Published on: 27 Sep, 2024
Updated on: 29 Sep, 2024

By Chris Caulfield

local democracy reporter

The independent audit report into how Woking Borough Council went bust is finally set to be published.

Forensic accountants Grant Thornton were called in after the local authority went bust with debts set to hit £2.6 billion in June 2023.

The council borrowed heavily from the Public Works Loan Board for investment and regeneration projects such as Victoria Square and Sheerwater.

Auditors were tasked with understanding the leadership and culture at the council when the key decisions were taken that led to its financial collapse.

The report, which was delayed due to the general election, is also expected to look into whether the financial control environment led to increased risks of fraud or if the council set any unbalanced budgets in the years following its failed investment strategy.

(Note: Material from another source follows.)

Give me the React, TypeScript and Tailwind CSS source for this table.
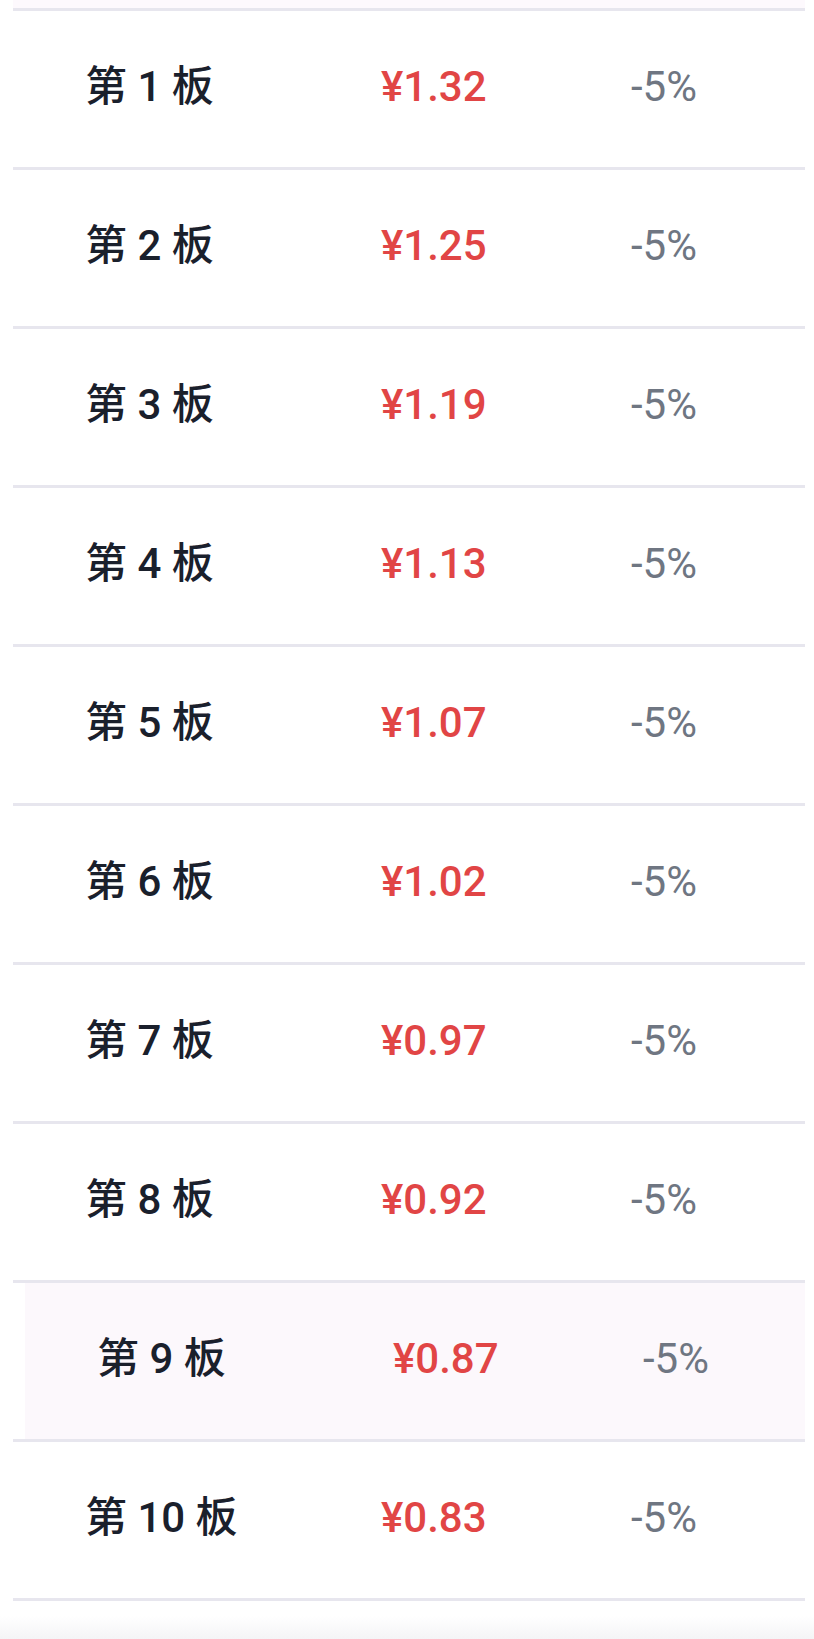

It is now expected that the value for money review into governance of the council’s investment decisions and how those decisions were scrutinised, will be made public in October.

It is understood that all those named directly in the report have seen extracts relating directly to them already.

Grant Thornton’s Joanne Brown, said: “We are now in the concluding phase of reporting the outcome from our VFM [value for money] governance review.

“The consultation period has ended, in accordance with our obligations under the Local Audit and Accountability Act 2014, and the report will be made public once finalised, which is likely to be in October 2024.”

The council has also restated that it will publish reports dating back to 2016 that had previously been marked confidential.

The knock-on effect of Woking Borough Council’s bankruptcy has been disastrous for public services as it seeks to rebalance its books.

The council has worked with government appointed commissioners to bring drastic spending cuts to lower its annual outgoings and has included huge job cuts, popular services slashed and 10 per cent council tax rises that will be felt for years to come.

The council has been told any additional government support is dependent on it proving it has taken all steps to cut costs. It restricts all new spending with the exception of protecting vulnerable people and statutory services and pre-existing commitments.

Non-statutory services include leisure, public toilets and community grant funding.